Microsoft wprowadził “Baloniki systemowe” w Windows 2000, które są nieco czytelniejsze, a Canonical opracowal Notify OSD, działające na podobnej zasadzie. To jednak wciąż nie rozwiązuje problemu aplikacji, które tam umieszczają swoją ikonę, mimo iż o niczym nie chcą powiadamiać, a także brak spójności w zachowaniu się poszczególnych ikon (jedne otwiera się klikając prawym klawiszem myszy, inne lewym, itd.)
Ubuntu już od jakiegoś czasu odchodzi od zasobnika systemowego. Od wersji 9.04 powiadomienie o aktualizacjach pojawia się w nowym oknie, a od wersji 9.10 programiści mogą korzystać z nowego API session/messaging menu, które umożliwia tworzenie powiadomień w dymkach powiadomień. Wersja 10.04 usunie z zasobnika menu dźwięku i funkcje społecznościowe (komunikatory, portale społecznościowe, itd.). Z kolei wersja 10.10 usunie z zasobnika systemowego zarządzanie energią, siecią, dźwiękiem i kalendarzem.
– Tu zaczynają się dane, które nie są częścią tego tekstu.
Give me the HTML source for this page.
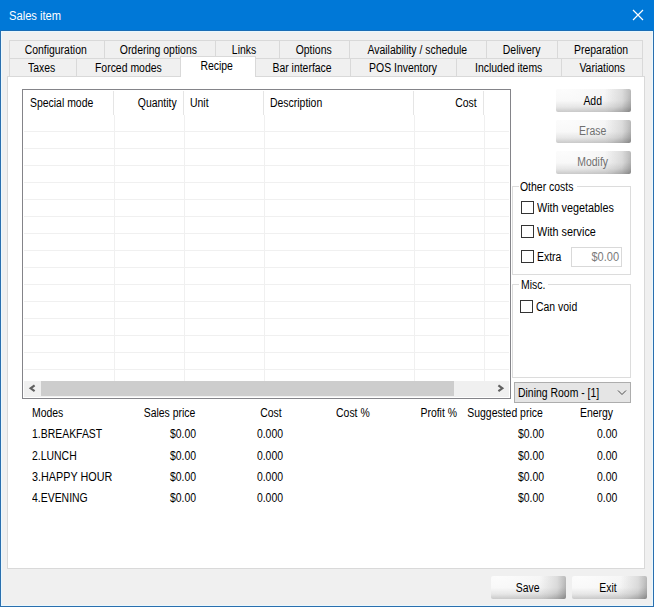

Canonical na razie nie zdecydowało się całkowicie uniemożliwić programistom korzystanie z zasobnika – aplikacje zewnętrzne mogą dalej, jak dawniej, się z nim zintegrować. Jednak twórcy Ubuntu wywierają dość duży nacisk, by korzystać z API session/messaging. Czyżby ta, jedna z najlepszych, linuksowa dystrybucja chciałaby zacząć trend, którą miałyby podążyć Windows i Mac OS?